The goal is to use other treatments with steroids to lessen or eliminate the need for steroid medications.

Omega-3 fatty acid supplements can improve the response to steroids in some dogs. In some cases, omega-3 supplements can stop the skin from producing inflammatory chemicals. Supplementing with omega-3s can lower the steroid dose needed to control symptoms.

4. Shampoo therapy

Bathing your dog with a hypoallergenic shampoo can soothe inflamed skin. Bathing and wiping down their coat and skin often also washes out any allergens your dog may pick up. 

Ask your vet for recommendations on which shampoo to buy. Some are available over the counter (OTC) while others require a prescription from your veterinarian. Your vet can also tell you how often to bathe your dog. The recommendations may vary by breed and skin type.

5. Allergy shots 

Allergy shots — or allergen-specific immunotherapy (ASIT) — can be very effective for dogs with environmental allergies. Allergy shots focus on retraining your dog’s immune systemThis treatment is a good choice for dogs who have not responded well to other therapies. And it tends to work better in younger dogs.

Before beginning this treatment, your dog must be allergy tested by a veterinary dermatologist to find which allergens cause the reaction. Your vet then creates a custom allergy shot for your dog. You or your vet inject your dog with gradually higher doses until you reach a maintenance dose.

Treatment with allergy shots requires a long-term commitment from the owner. Additionally, allergy shots are not a quick fix. Most dogs and pet parents don’t see improvement for 6 months to 1 year.

Is it safe to give a dog Benadryl?

Although Benadryl (diphenhydramine) is not FDA-approved for animal use, it is generally safe to give a dog Benadryl. But, before reaching into your medicine cabinet, talk to your veterinarian about appropriate dosage and possible interactions. 

The dosing between humans and animals is very different. Giving your dog too much Benadryl can hurt them, as with many human medications. And there are certain side effects you should watch for.

Common Benadryl side effects that dogs can experience include:

  • Drowsiness

  • Dry mouth

  • Trouble urinating

  • Salivating more than usual

  • Fast heart rate

  • Rapid breathing

If your dog takes any other medication or has another health condition, Benadryl might not be recommended. Make sure to ask your vet first.

When should you see a vet about dog allergy symptoms?
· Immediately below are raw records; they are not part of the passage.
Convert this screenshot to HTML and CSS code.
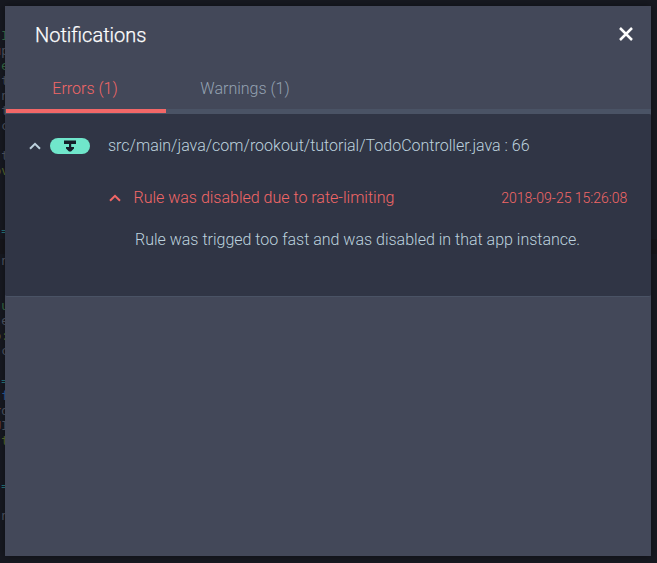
FILE: index.html
```html
<!DOCTYPE html>
<html lang="en">
<head>
<meta charset="utf-8">
<title>Notifications</title>
<link rel="stylesheet" href="styles.css">
</head>
<body>
<div class="code" aria-hidden="true">
<div class="line green"> I</div>
<div class="line"><i>u</i>p</div>
<div class="line green"> e</div>
<div class="line"> t</div>
<div class="line"> n</div>
<div class="line"> t</div>
<div class="line"><i>-</i>c</div>
<div class="line"></div>
<div class="line"> t</div>
<div class="line olive">ov</div>
<div class="line"></div>
<div class="line"></div>
<div class="line"></div>
<div class="line teal"> =</div>
<div class="line current"></div>
<div class="line"><i>-</i>n</div>
<div class="line"></div>
<div class="line"></div>
<div class="line green"> u</div>
<div class="line"> e</div>
<div class="line olive">o:</div>
<div class="line"> c</div>
<div class="line"></div>
<div class="line teal"> =</div>
<div class="line blue"> f</div>
<div class="line"><i>r</i>d</div>
<div class="line"><i>U</i>I</div>
<div class="line olive"> t</div>
<div class="line"></div>
<div class="line"></div>
<div class="line teal"> =</div>
<div class="line"></div>
<div class="line"><i>-</i>n</div>
</div>
<main class="modal">
  <header class="header">
    <h1>Notifications</h1>
    <svg class="close" viewBox="0 0 16 16"><path d="M2 2 14 14M14 2 2 14"/></svg>
  </header>
  <nav class="tabs">
    <div class="tab active">Errors (1)</div>
    <div class="tab">Warnings (1)</div>
  </nav>
  <section class="entry">
    <div class="source">
      <svg class="chevron" viewBox="0 0 12 8"><path d="M1 6.8 6 1.8 11 6.8"/></svg>
      <span class="pill"><svg viewBox="0 0 12 12"><path d="M0 .5h12v3.5H0zM5 3.5h2.2v3.5h2.8v1.6L7 11.4H5L2 8.6V7h3z"/></svg></span>
      <span class="path">src/main/java/com/rookout/tutorial/TodoController.java : 66</span>
    </div>
    <div class="error">
      <svg class="chevron" viewBox="0 0 12 8"><path d="M1 6.8 6 1.8 11 6.8"/></svg>
      <span class="title">Rule was disabled due to rate-limiting</span>
      <time>2018-09-25 15:26:08</time>
    </div>
    <p class="message">Rule was trigged too fast and was disabled in that app instance.</p>
  </section>
</main>
</body>
</html>
```
FILE: styles.css
```css
* { box-sizing: border-box; }

body {
  margin: 0;
  height: 563px;
  padding: 6px 6px 7px 5px;
  overflow: hidden;
  background: #171921;
  font: 300 16px/20px Roboto, sans-serif;
}

.code {
  position: absolute;
  inset: 29px 0 0 0;
  overflow: hidden;
  font: 12px/15px "DejaVu Sans Mono", monospace;
  color: #525866;
}

.line {
  height: 15px;
  white-space: pre;
  text-indent: -6px;
}

.line i { font-style: normal; color: #6b4a32; }
.green { color: #3a7049; }
.olive { color: #5b6d2e; }
.teal { color: #27777c; }
.blue { color: #285f9f; }
.current { background: #16161b; }

.modal {
  position: relative;
  height: 550px;
  background: #434859;
  box-shadow: 0 0 8px rgba(0, 0, 0, .4);
}

.header {
  display: flex;
  justify-content: space-between;
  height: 63px;
  padding: 17px 17px 0 30px;
}

h1 {
  margin: 0;
  font-size: 20px;
  font-weight: 300;
  line-height: 24px;
  color: #fff;
  -webkit-text-stroke: .25px #fff;
}

svg { display: block; flex: none; }

.close {
  width: 16px;
  height: 16px;
  margin-top: 3px;
  fill: none;
  stroke: #fff;
  stroke-width: 2.5;
}

.tabs {
  display: flex;
  height: 45px;
  background: linear-gradient(#4a5365, #4a5365) bottom / 100% 5px no-repeat;
}

.tab {
  width: 160px;
  height: 44px;
  padding-top: 10px;
  text-align: center;
  color: #94a2b2;
}

.tab.active {
  margin-left: 1px;
  padding-right: 2px;
  color: #f26767;
  border-bottom: 4px solid #f26767;
}

.tab:not(.active) { width: 158px; }

.entry {
  height: 183px;
  padding: 22px 23px 0 24px;
  background: #303545;
  border-bottom: 1px solid #4a5365;
  border-radius: 2px;
  color: #bdd2de;
}

.source, .error { display: flex; align-items: center; }

.chevron {
  width: 12px;
  height: 8px;
  fill: none;
  stroke: currentColor;
  stroke-width: 2;
}

.pill {
  display: grid;
  place-items: center;
  width: 40px;
  height: 16px;
  margin: 0 18px 0 9px;
  border-radius: 8px;
  background: #70e6cb;
}

.pill svg { width: 12px; height: 12px; fill: #151d29; }

.error {
  margin: 32px 0 0 80px;
  color: #f26767;
}

.title { margin-left: 12.5px; }

time { margin: 0 .7px 0 auto; font-size: 14px; }

.message { margin: 22px 0 0 106px; }
```
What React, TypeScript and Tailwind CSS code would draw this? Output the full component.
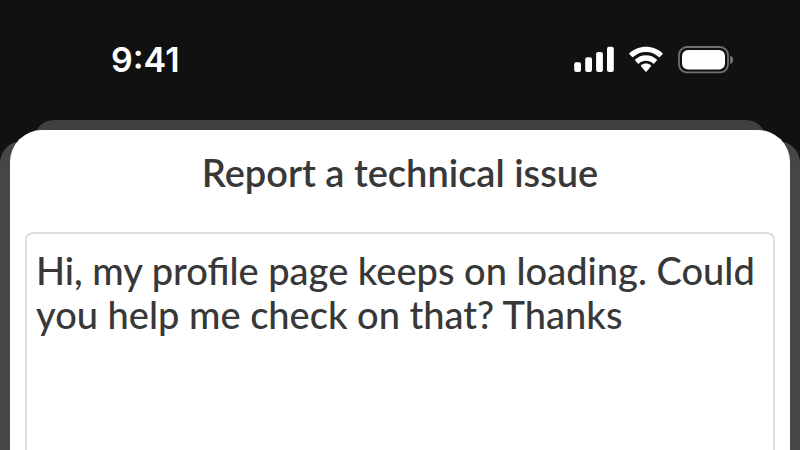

Generally, you should see your vet if your dog shows any signs of allergies, including:

  • Appearing itchy

  • Getting repeated ear infections 

  • Having inflamed, red, or irritated skin 

Environmental allergies don’t go away on their own and tend to worsen the longer they are left untreated. The earlier you begin a treatment program, the more likely it is to be successful.

No pet parent likes watching their canine companion suffer. But seasonal allergies don’t just get under our skin. They can get under our dogs’ skin, too! And like humans, dogs can react to seasonal allergens, like plant pollens, molds, mildew, and dust mites.

These allergens enter the dog’s body through the skin. So, while humans have more upper respiratory allergy symptoms, our dogs have more skin inflammation, itching, and scratching.

While there is no cure for seasonal allergies, many treatments are available. And the sooner the problem is addressed, the better the chance of controlling the symptoms. If you suspect your dog may have seasonal allergies, make an appointment with your vet so you can discuss available treatment options.